Amlogic. Overall platform support is solid running on Linux 5.11 and switching to open-source Lima and Panfrost GPU drivers allows us to support the full range of Amlogic S905, S905X/D/W, S805X, S912, S905X2/D2, S905X3/D3 and S922X/A311D chips in a single “AMLGX” image. Development “nightly” images restarted recently but media capabilities (audio and hardware decoding) are not where we need them to be for formal releases to resume. Work on S805, S802 and S812 support also continues with early audio support being added, but there is still a long way to go before we think about an “AMLMX” image.

NXP (iMX6 .. and iMX8!).

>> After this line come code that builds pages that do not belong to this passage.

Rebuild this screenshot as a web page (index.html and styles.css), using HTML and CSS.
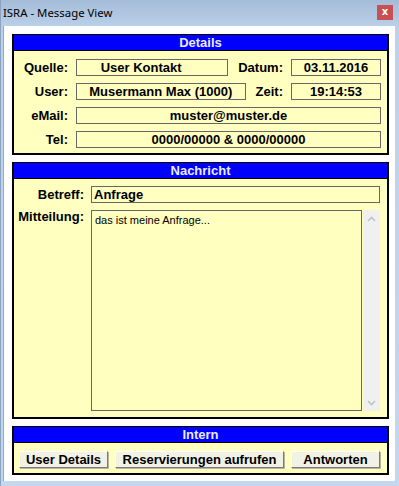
FILE: index.html
```html
<!DOCTYPE html>
<html lang="de">

<head>
  <meta charset="UTF-8">
  <meta name="viewport" content="width=device-width, initial-scale=1.0">
  <title>ISRA - Message View</title>
  <link rel="stylesheet" href="styles.css">
</head>

<body>
  <div class="window">
    <div class="titlebar">
      <span class="title">ISRA - Message View</span>
      <span class="close">x</span>
    </div>

    <div class="client">
      <section class="panel">
        <div class="panel-head">Details</div>
        <div class="details">
          <div class="row">
            <span class="label">Quelle:</span>
            <span class="field wide shifted">User Kontakt</span>
            <span class="label label-2">Datum:</span>
            <span class="field small">03.11.2016</span>
          </div>
          <div class="row">
            <span class="label">User:</span>
            <span class="field wide">Musermann Max (1000)</span>
            <span class="label label-2">Zeit:</span>
            <span class="field small">19:14:53</span>
          </div>
          <div class="row">
            <span class="label">eMail:</span>
            <span class="field wide">muster@muster.de</span>
          </div>
          <div class="row">
            <span class="label">Tel:</span>
            <span class="field wide">0000/00000 &amp; 0000/00000</span>
          </div>
        </div>
      </section>

      <section class="panel">
        <div class="panel-head">Nachricht</div>
        <div class="message">
          <span class="label">Betreff:</span>
          <span class="field subject">Anfrage</span>
          <span class="label label-top">Mitteilung:</span>
          <div class="memo">
            <div class="memo-text">das ist meine Anfrage...</div>
            <div class="scrollbar">
              <svg width="9" height="6" viewBox="0 0 9 6"><path d="M1 5 L4.5 1.5 L8 5" fill="none" stroke="#c2c2c2" stroke-width="1.6"/></svg>
              <svg width="9" height="6" viewBox="0 0 9 6"><path d="M1 1 L4.5 4.5 L8 1" fill="none" stroke="#c2c2c2" stroke-width="1.6"/></svg>
            </div>
          </div>
        </div>
      </section>

      <section class="panel">
        <div class="panel-head">Intern</div>
        <div class="actions">
          <button class="btn btn-user">User Details</button>
          <button class="btn btn-res">Reservierungen aufrufen</button>
          <button class="btn btn-answer">Antworten</button>
        </div>
      </section>
    </div>
  </div>
</body>

</html>
```

FILE: styles.css
```css
body {
  margin: 0;
  background: #bcd1ea;
  font-family: 'Liberation Sans', Arial, sans-serif;
}

.window {
  width: 399px;
  height: 486px;
  box-sizing: border-box;
  padding: 0 4px 5px 2px;
  background: linear-gradient(#a5bcd8, #bdd2ea 30px, #c3d7ee);
  border-left: 1px solid #8aa3c2;
  display: flex;
  flex-direction: column;
}

.titlebar {
  height: 26px;
  flex: none;
  display: flex;
  align-items: center;
  justify-content: space-between;
}

.title {
  font-family: 'Noto Sans', sans-serif;
  font-size: 11.4px;
  color: #000;
  margin-top: -1px;
}

.close {
  width: 16px;
  height: 15px;
  margin-right: 2px;
  margin-top: -2px;
  background: #c75050;
  color: #fff;
  font-family: 'DejaVu Sans', sans-serif;
  font-weight: bold;
  font-size: 10px;
  line-height: 13px;
  text-align: center;
}

.client {
  flex: 1;
  background: #fff;
  border-left: 1px solid #93a9c3;
  padding: 8px 6px 5px 8px;
  display: flex;
  flex-direction: column;
  gap: 7px;
}

.panel {
  border: 2px solid #000;
  background: #ffffc0;
}

.panel-head {
  height: 14px;
  line-height: 14px;
  background: #0000ff;
  border-bottom: 1px solid #000;
  color: #ececff;
  font-weight: bold;
  font-size: 13px;
  text-align: center;
  margin-top: -1px;
  padding-top: 1px;
}

.label {
  font-weight: bold;
  font-size: 13px;
  color: #000;
  text-align: right;
  line-height: 17px;
}

.field {
  height: 17px;
  box-sizing: border-box;
  border: 1px solid #676767;
  font-weight: bold;
  font-size: 13px;
  line-height: 15px;
  color: #000;
  text-align: center;
  white-space: nowrap;
}

/* Details */
.details {
  padding: 8px 6px 5px 4px;
  display: flex;
  flex-direction: column;
  gap: 7px;
}

.row {
  display: flex;
  align-items: center;
}

.row .label {
  width: 50px;
  flex: none;
  margin-right: 8px;
}

.row .wide {
  flex: 1;
}

.row .shifted {
  padding-right: 22px;
}

.row .label-2 {
  width: auto;
  margin-left: 10px;
}

.row .small {
  width: 90px;
  flex: none;
}

/* Nachricht */
.message {
  padding: 7px 7px 6px 4px;
  display: grid;
  grid-template-columns: 66px 1fr;
  column-gap: 7px;
  row-gap: 7px;
}

.subject {
  text-align: left;
  padding-left: 2px;
}

.label-top {
  align-self: start;
  line-height: 14px;
}

.memo {
  height: 201px;
  display: flex;
  gap: 1px;
}

.memo-text {
  flex: 1;
  border: 1px solid #676767;
  padding: 3px 3px;
  font-size: 11px;
  color: #000;
}

.scrollbar {
  width: 17px;
  background: #f0f0f0;
  display: flex;
  flex-direction: column;
  justify-content: space-between;
  align-items: center;
  padding: 6px 0 5px;
  box-sizing: border-box;
}

/* Intern */
.actions {
  padding: 8px 6px 5px 5px;
  display: flex;
  gap: 7px;
}

.btn {
  height: 17px;
  padding: 0;
  box-sizing: border-box;
  background: #f1f1e6;
  border: 1px solid;
  border-color: #fff #7a7a7a #7a7a7a #fff;
  box-shadow: 1px 1px 0 #b5b5a0;
  font-family: 'Liberation Sans', Arial, sans-serif;
  font-weight: bold;
  font-size: 13px;
  line-height: 15px;
  color: #000;
}

.btn-user {
  width: 89px;
}

.btn-res {
  width: 169px;
}

.btn-answer {
  width: 89px;
}
```
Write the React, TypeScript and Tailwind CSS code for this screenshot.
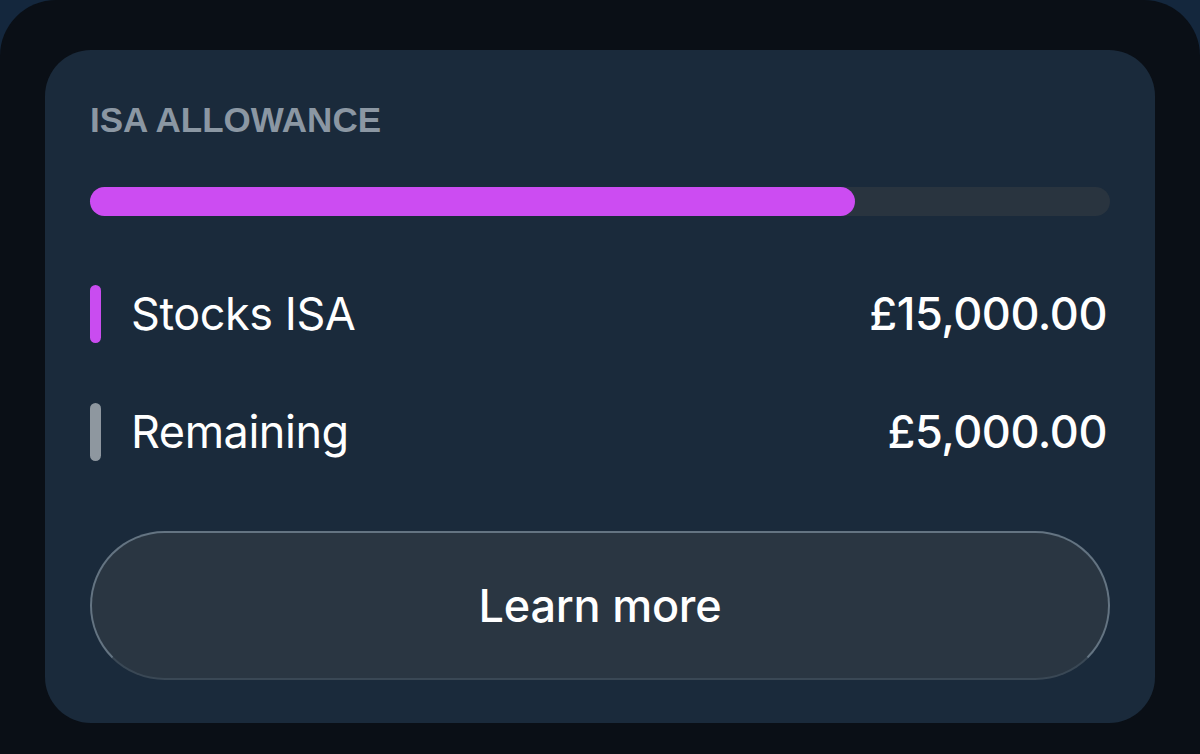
const rows = [
  { label: "Stocks ISA", amount: "£15,000.00", bar: "bg-[#c94cf0]" },
  { label: "Remaining", amount: "£5,000.00", bar: "bg-[#8e979f]" },
];

export default function App() {
  return (
    <div className="h-[754px] w-[1200px] overflow-hidden bg-[#14273d]">
      <div className="h-full w-full rounded-t-[56px] bg-[#0a0f16] px-[45px] pt-[50px]">
        <div
          className="flex h-[673px] flex-col rounded-[46px] bg-[#1a2a3b] px-[45px] pt-[52px]"
          style={{ fontFamily: "Inter, 'Noto Sans', sans-serif" }}
        >
          <div
            className="text-[35px] font-bold leading-none text-[#8b97a3]"
            style={{ fontFamily: "'Liberation Sans', Arial, sans-serif" }}
          >
            ISA ALLOWANCE
          </div>

          <div className="mt-[50px] h-[29px] w-full rounded-full bg-[#29343f]">
            <div className="h-full w-[75%] rounded-full bg-[#cc4cf2]" />
          </div>

          <div className="mt-[69px] flex flex-col gap-[60px]">
            {rows.map((row) => (
              <div key={row.label} className="flex h-[58px] items-center">
                <div className={`h-[58px] w-[11px] rounded-full ${row.bar}`} />
                <span className="ml-[30px] text-[45px] font-normal tracking-[-0.01em] text-white">
                  {row.label}
                </span>
                <span className="ml-auto pr-[3px] text-[45px] font-medium tracking-[-0.01em] text-white">
                  {row.amount}
                </span>
              </div>
            ))}
          </div>

          <button className="mt-[70px] flex h-[149px] w-full items-center justify-center rounded-full border-2 border-[#647482] border-b-[#3a4855] bg-[#2a3642] text-[45px] font-medium tracking-[-0.005em] text-white">
            Learn more
          </button>
        </div>
      </div>
    </div>
  );
}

Our iMX6 codebase is still missing an active maintainer but recent changes have consolidated and halved the number of images: there is now one each for Cubox, Udoo and Wandboard devices, and several issues with Kodi and newer Linux 5.10 and 5.11 kernels have been resolved. We would like to encourage more users to test and report issues in current nightly images so we can increase confidence and make a formal LE 10.0 release. In the last week we have also merged initial support for iMX8 hardware.


LE 10.0 will be stable release for Generic (x86_64 PCs). Stable-Beta for Allwinner and Rockchip. Stable “Alpha” for Raspberry Pi 4 as the code is still very new and less tested. RPi 2/3 are in development targetting LE10.2. RPi 0/1 are discontinued. All others platforms are still in a development state and not in a state for formal releases.